As long as the ratio is similar, the variations are for people's taste. Some people like a firmer texture, others like a tart bite. The best part about you making your very first cheesecake is that you have infinite chances on your next cheesecakes to make changes to your taste. So pick a recipe, maybe an easy small one to start, and see if you like it. If you like thicker texture or taller cake, try another one, keeping notes about each version and making a note for the next future cake (example: "I like the flavor, but next time try baking it 10 minutes longer"). Don't forget to try premium ingredients and see how they affect the flavor.

Bon Voyage on your cheesecake journey!

PS - if you do all this as a blog, you may end up with a fair amount of followers and it could actually become a money-making gig for you.
posted by CathyG at 8:40 AM on March 29, 2011

Bear in mind that cheesecake, like ice cream, is a custard. The more fat in the recipe (cream cheese, cream...) will mute flavorings to some point. You may want to keep that in mind when choosing a recipe.

Buy a springform pan. If your recipe calls for a water bath, get extra-wide, heavy duty aluminum foil. You'll need to wrap your pan in foil to prevent leakage, and nearly all pans do, to some extent. Regular-sized foil won't work. The foil has to come all the way up to the top of the pan to keep water out.

Cutting your cake; use dental floss, or better still, monofilament fishing line. You probably know someone who will give you a yard of the fishing line. Nice thing is, you can wash it, the store it in a Zip Loc for future use.

As for your crust, it's the easiest part of the recipe.
posted by JABof72 at 9:15 AM on March 29, 2011

The America's Test Kitchen recipe is the best I've tried, hands down.

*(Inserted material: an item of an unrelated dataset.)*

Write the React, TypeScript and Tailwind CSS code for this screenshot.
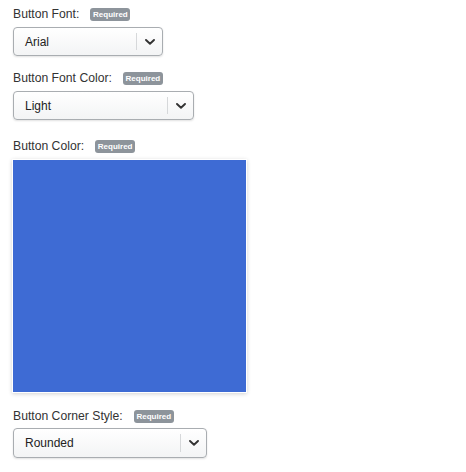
import React from "react";

const font = { fontFamily: '"Liberation Sans", Arial, sans-serif' };

function Badge() {
  return (
    <span className="inline-flex h-[13px] w-[40px] items-center justify-center rounded-[3px] bg-[#8d949b] text-[8px] font-semibold leading-none text-white">
      Required
    </span>
  );
}

function Label({ text }: { text: string }) {
  return (
    <div className="flex h-[13px] items-center gap-[11px]">
      <span className="text-[12.2px] leading-none text-[#333]">{text}</span>
      <Badge />
    </div>
  );
}

function Chevron() {
  return (
    <svg width="10" height="6" viewBox="0 0 10 6" fill="none">
      <path d="M1 1 L5 4.8 L9 1" stroke="#333" strokeWidth="1.9" strokeLinecap="round" strokeLinejoin="round" />
    </svg>
  );
}

function Select({ value, width, height }: { value: string; width: string; height: string }) {
  return (
    <div
      className={`flex ${width} ${height} items-stretch rounded-[4px] border border-[#a9adb1] bg-gradient-to-b from-white to-[#f3f4f5] shadow-[0_1px_2px_rgba(0,0,0,0.12)]`}
    >
      <div className="flex flex-1 items-center pl-[11px] text-[12px] text-[#222]">{value}</div>
      <div className="my-[5px] w-px bg-[#d6d8da]" />
      <div className="flex w-[25px] items-center justify-center">
        <Chevron />
      </div>
    </div>
  );
}

export default function App() {
  return (
    <div className="flex min-h-[472px] w-[466px] flex-col bg-white pl-[13px] pt-[8px]" style={font}>
      <Label text="Button Font:" />
      <div className="mt-[6px]">
        <Select value="Arial" width="w-[150px]" height="h-[29px]" />
      </div>
      <div className="mt-[16px]">
        <Label text="Button Font Color:" />
      </div>
      <div className="mt-[6px]">
        <Select value="Light" width="w-[181px]" height="h-[29px]" />
      </div>
      <div className="mt-[20px]">
        <Label text="Button Color:" />
      </div>
      <div className="mt-[6px] ml-[-1px] h-[234px] w-[235px] border border-white bg-[#3e6bd4] shadow-[0_1px_4px_rgba(0,0,0,0.18)]" />
      <div className="mt-[17px]">
        <Label text="Button Corner Style:" />
      </div>
      <div className="mt-[5px]">
        <Select value="Rounded" width="w-[194px]" height="h-[30px]" />
      </div>
    </div>
  );
}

I'm reluctant to type the whole thing up, but that cookbook is easy to come by.
posted by The corpse in the library at 10:20 AM on March 29, 2011

Go to Enter Chantal's Cheesecake in the search.


I'm not a precise baker and I've made this probably 50 times. NO problems ever with it.
posted by littleflowers at 1:12 PM on March 29, 2011 [1 favorite]

By the way, it's crumbly and rich...just like NY cheesecake should be.